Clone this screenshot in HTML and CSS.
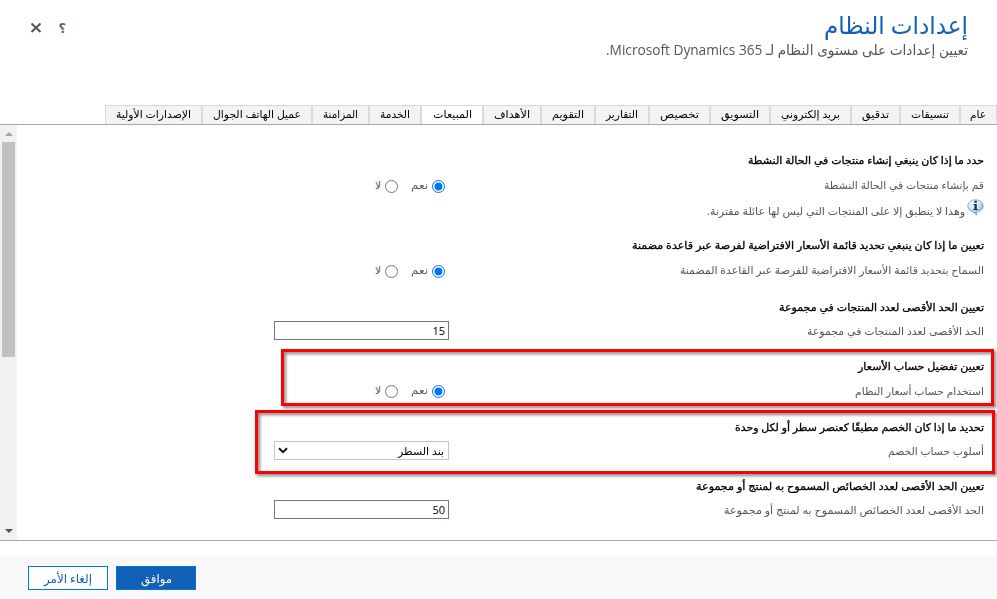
---
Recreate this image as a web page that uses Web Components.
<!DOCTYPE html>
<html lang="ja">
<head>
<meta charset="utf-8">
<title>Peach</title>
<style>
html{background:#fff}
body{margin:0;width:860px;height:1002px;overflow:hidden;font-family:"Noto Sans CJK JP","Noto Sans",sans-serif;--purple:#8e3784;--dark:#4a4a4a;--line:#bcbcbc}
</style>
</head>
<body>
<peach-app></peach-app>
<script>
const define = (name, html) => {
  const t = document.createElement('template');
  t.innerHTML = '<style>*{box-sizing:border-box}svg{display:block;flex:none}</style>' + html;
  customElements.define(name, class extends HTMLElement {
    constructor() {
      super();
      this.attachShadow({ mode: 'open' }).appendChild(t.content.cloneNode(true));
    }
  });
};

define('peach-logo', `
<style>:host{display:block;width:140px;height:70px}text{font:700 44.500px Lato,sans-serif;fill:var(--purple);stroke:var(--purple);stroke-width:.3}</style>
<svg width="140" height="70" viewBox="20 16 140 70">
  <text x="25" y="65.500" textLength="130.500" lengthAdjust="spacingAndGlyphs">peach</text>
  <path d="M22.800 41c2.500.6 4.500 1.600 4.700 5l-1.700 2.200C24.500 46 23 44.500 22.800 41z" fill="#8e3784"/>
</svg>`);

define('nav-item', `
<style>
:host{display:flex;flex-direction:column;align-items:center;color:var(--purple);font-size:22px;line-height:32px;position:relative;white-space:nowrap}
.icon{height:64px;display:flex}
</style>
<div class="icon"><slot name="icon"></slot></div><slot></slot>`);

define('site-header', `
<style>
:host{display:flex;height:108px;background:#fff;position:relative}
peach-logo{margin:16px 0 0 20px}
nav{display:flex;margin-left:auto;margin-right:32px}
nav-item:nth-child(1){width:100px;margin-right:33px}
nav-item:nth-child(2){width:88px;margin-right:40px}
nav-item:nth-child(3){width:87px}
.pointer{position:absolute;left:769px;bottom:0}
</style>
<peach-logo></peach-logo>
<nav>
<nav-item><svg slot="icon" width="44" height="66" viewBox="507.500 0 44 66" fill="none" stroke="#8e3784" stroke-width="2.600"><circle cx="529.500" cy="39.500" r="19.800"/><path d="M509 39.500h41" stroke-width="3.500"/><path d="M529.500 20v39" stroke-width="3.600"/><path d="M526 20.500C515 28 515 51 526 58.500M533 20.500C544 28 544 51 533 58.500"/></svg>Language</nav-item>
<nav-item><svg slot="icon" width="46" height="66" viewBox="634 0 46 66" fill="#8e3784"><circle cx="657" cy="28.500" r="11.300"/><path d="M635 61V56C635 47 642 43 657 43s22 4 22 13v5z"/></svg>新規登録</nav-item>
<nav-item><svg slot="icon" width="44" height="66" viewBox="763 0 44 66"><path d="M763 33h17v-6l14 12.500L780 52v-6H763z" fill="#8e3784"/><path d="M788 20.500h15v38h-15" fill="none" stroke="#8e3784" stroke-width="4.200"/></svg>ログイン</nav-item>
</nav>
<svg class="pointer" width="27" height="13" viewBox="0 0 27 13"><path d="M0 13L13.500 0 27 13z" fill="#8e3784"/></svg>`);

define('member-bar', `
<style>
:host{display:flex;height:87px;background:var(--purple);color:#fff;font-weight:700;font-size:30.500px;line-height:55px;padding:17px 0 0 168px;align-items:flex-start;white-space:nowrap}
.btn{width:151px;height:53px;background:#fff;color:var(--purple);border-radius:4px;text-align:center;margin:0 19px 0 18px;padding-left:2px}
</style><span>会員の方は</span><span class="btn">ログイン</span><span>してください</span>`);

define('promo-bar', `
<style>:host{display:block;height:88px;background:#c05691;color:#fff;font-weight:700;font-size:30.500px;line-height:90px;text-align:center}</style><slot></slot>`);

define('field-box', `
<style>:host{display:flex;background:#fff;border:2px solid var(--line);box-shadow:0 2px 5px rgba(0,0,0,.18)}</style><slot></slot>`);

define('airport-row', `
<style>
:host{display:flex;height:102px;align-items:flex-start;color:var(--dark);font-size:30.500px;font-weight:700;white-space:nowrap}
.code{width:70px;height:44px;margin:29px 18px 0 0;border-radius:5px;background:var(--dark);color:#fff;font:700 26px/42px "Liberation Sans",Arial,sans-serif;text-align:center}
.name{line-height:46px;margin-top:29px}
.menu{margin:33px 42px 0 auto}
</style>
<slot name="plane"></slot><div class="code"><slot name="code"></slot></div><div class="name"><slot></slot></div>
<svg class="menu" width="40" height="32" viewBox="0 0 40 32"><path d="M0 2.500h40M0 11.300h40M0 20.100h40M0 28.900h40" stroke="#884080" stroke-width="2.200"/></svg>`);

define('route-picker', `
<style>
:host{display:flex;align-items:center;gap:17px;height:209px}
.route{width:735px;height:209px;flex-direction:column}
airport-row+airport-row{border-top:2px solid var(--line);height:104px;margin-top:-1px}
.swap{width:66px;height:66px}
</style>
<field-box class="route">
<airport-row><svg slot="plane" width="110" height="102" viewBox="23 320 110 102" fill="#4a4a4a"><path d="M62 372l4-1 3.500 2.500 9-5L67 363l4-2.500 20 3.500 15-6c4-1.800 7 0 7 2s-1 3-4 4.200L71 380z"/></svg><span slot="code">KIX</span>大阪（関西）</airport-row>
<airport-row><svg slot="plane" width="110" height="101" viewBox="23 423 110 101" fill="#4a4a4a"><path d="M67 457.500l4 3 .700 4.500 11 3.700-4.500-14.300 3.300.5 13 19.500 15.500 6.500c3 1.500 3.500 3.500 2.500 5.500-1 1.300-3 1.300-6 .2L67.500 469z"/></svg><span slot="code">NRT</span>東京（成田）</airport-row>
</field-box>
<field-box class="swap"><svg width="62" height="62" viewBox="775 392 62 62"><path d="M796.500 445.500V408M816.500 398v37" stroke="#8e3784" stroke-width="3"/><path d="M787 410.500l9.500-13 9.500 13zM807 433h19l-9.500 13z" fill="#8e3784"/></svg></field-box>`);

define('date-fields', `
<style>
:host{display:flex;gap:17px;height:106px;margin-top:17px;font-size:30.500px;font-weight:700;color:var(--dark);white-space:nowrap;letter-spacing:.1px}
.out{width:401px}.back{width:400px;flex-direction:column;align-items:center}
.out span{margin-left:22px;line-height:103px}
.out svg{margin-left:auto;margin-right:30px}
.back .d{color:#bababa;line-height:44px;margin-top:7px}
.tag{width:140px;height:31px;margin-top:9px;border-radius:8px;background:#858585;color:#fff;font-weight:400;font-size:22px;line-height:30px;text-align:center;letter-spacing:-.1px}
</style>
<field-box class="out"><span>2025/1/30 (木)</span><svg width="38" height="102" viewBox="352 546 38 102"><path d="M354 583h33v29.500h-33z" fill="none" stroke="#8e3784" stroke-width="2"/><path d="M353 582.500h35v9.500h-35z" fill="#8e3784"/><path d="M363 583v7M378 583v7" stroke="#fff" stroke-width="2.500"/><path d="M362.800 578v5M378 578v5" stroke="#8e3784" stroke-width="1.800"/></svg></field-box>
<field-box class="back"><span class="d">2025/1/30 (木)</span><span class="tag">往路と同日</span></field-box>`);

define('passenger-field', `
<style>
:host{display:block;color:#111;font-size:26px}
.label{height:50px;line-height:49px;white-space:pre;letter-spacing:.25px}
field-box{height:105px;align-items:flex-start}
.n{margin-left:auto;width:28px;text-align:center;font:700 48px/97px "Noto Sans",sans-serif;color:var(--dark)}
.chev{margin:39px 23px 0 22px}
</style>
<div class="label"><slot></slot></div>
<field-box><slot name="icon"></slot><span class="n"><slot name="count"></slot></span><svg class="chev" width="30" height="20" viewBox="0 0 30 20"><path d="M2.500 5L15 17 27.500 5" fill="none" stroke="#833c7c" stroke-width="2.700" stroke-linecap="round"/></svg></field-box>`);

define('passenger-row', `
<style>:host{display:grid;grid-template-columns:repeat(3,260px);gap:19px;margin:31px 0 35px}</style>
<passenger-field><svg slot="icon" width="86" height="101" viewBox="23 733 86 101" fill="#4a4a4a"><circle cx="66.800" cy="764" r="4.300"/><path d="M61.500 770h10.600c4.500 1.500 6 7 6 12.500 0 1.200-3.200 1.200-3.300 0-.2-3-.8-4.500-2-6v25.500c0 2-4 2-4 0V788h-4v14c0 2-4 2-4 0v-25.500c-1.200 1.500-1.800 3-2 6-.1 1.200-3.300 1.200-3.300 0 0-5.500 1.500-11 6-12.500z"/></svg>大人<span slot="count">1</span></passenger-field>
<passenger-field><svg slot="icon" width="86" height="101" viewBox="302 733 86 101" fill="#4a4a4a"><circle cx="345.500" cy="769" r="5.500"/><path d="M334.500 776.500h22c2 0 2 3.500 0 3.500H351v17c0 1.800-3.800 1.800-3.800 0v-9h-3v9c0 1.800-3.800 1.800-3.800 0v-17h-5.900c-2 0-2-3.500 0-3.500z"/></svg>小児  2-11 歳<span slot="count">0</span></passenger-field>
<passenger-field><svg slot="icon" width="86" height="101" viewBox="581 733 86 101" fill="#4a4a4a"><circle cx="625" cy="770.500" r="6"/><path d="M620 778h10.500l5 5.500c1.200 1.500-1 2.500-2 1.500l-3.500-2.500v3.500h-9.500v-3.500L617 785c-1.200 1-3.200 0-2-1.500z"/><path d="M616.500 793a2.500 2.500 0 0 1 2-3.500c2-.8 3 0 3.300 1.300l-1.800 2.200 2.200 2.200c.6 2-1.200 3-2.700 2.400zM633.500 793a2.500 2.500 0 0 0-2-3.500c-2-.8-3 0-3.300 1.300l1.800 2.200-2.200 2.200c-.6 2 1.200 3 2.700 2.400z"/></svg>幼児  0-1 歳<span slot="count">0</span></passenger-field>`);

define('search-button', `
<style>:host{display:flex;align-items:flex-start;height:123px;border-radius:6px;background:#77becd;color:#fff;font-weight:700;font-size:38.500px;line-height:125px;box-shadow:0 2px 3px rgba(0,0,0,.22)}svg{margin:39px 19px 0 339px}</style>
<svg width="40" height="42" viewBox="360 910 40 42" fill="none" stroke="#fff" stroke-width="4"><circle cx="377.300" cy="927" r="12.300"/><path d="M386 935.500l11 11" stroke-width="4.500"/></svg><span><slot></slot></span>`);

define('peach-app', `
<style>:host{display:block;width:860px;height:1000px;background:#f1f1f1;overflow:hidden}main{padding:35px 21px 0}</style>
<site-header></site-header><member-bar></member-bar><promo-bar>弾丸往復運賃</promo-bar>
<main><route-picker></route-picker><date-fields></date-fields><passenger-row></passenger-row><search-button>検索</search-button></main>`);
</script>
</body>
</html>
---
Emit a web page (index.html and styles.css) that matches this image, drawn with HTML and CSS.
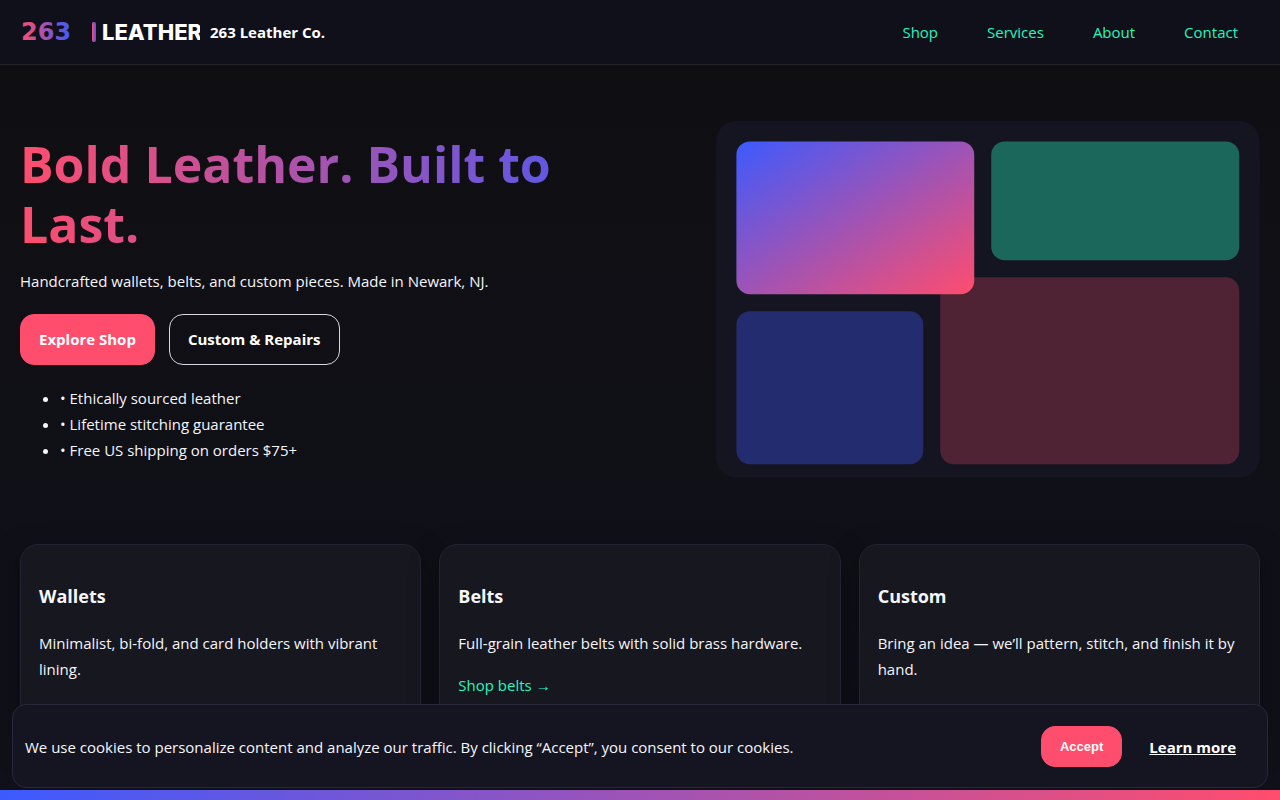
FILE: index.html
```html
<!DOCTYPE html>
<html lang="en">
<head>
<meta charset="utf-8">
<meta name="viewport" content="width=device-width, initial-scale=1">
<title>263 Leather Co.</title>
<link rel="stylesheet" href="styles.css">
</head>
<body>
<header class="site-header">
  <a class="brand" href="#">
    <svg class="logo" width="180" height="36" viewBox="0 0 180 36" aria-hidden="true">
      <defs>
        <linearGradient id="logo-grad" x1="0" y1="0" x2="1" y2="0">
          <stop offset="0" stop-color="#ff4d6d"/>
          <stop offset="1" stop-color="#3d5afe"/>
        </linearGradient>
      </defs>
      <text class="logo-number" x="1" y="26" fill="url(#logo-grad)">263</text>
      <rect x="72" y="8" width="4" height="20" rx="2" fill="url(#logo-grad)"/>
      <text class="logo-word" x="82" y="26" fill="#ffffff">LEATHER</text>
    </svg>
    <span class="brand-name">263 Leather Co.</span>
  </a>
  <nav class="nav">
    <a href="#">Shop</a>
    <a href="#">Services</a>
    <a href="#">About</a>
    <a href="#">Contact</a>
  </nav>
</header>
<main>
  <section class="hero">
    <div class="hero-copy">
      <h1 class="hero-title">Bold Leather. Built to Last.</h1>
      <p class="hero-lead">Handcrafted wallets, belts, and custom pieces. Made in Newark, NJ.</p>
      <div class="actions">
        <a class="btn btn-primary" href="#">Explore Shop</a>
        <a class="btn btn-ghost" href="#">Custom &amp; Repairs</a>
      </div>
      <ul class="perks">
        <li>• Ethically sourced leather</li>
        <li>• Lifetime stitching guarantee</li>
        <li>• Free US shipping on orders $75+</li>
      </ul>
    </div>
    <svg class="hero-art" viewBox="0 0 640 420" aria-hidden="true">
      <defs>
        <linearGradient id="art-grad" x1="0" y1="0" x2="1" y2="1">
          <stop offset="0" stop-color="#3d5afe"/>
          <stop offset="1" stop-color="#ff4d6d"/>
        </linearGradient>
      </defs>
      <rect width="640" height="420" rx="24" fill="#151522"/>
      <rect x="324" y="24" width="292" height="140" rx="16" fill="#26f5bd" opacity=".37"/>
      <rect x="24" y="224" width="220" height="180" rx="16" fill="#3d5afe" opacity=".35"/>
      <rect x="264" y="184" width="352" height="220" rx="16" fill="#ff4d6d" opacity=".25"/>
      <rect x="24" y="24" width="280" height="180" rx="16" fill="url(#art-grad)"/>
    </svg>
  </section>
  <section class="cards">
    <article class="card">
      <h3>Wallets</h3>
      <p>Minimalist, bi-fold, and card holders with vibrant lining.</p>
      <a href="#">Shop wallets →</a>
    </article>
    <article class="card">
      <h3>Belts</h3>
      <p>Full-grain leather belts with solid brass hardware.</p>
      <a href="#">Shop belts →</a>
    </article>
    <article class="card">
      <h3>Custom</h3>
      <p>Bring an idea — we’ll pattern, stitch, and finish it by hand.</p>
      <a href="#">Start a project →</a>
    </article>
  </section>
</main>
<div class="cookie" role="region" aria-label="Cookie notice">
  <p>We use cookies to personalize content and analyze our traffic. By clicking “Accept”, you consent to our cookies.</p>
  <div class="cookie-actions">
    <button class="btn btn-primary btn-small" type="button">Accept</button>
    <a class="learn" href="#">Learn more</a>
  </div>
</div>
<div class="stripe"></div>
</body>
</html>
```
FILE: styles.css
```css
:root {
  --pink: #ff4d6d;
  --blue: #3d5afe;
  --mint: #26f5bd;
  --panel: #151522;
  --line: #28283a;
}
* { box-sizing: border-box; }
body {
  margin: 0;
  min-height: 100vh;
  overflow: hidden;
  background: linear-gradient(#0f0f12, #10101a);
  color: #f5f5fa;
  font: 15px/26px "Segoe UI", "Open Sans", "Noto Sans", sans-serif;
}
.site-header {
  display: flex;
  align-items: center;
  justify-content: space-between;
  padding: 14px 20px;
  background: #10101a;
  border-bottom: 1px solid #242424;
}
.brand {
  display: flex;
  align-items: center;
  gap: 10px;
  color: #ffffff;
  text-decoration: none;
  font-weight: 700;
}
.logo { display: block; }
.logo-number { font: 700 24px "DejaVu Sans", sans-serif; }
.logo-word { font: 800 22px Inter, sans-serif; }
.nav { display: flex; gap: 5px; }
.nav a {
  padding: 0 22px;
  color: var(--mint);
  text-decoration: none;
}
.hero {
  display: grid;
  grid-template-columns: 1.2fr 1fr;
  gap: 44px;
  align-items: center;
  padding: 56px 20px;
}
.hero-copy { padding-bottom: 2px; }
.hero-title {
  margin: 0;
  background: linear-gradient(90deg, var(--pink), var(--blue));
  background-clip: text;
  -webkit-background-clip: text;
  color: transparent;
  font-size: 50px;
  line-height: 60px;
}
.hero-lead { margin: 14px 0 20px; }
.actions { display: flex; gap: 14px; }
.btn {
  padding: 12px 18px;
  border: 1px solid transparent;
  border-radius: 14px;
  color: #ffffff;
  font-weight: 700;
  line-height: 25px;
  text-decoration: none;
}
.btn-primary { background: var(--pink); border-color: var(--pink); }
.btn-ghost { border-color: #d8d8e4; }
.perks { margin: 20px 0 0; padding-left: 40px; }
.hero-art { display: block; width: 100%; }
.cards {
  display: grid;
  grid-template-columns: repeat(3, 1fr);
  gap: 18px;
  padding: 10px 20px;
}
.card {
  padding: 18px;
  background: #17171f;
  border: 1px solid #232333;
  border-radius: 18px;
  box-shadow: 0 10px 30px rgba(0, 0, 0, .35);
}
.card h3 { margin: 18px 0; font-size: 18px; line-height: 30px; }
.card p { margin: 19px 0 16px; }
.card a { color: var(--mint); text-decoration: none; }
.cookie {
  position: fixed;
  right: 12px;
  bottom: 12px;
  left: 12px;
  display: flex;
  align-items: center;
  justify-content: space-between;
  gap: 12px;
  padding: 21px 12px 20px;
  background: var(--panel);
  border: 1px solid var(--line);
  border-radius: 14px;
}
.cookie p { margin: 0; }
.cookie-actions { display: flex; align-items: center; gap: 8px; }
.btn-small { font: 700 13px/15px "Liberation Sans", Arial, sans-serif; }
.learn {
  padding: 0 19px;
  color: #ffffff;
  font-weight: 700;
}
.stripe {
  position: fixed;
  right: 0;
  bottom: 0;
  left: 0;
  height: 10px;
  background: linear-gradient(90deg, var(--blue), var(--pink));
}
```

■ Written request ■
Tell how many lines of the material above hold "index", answering with a bare number.

■ Exercise output ■
2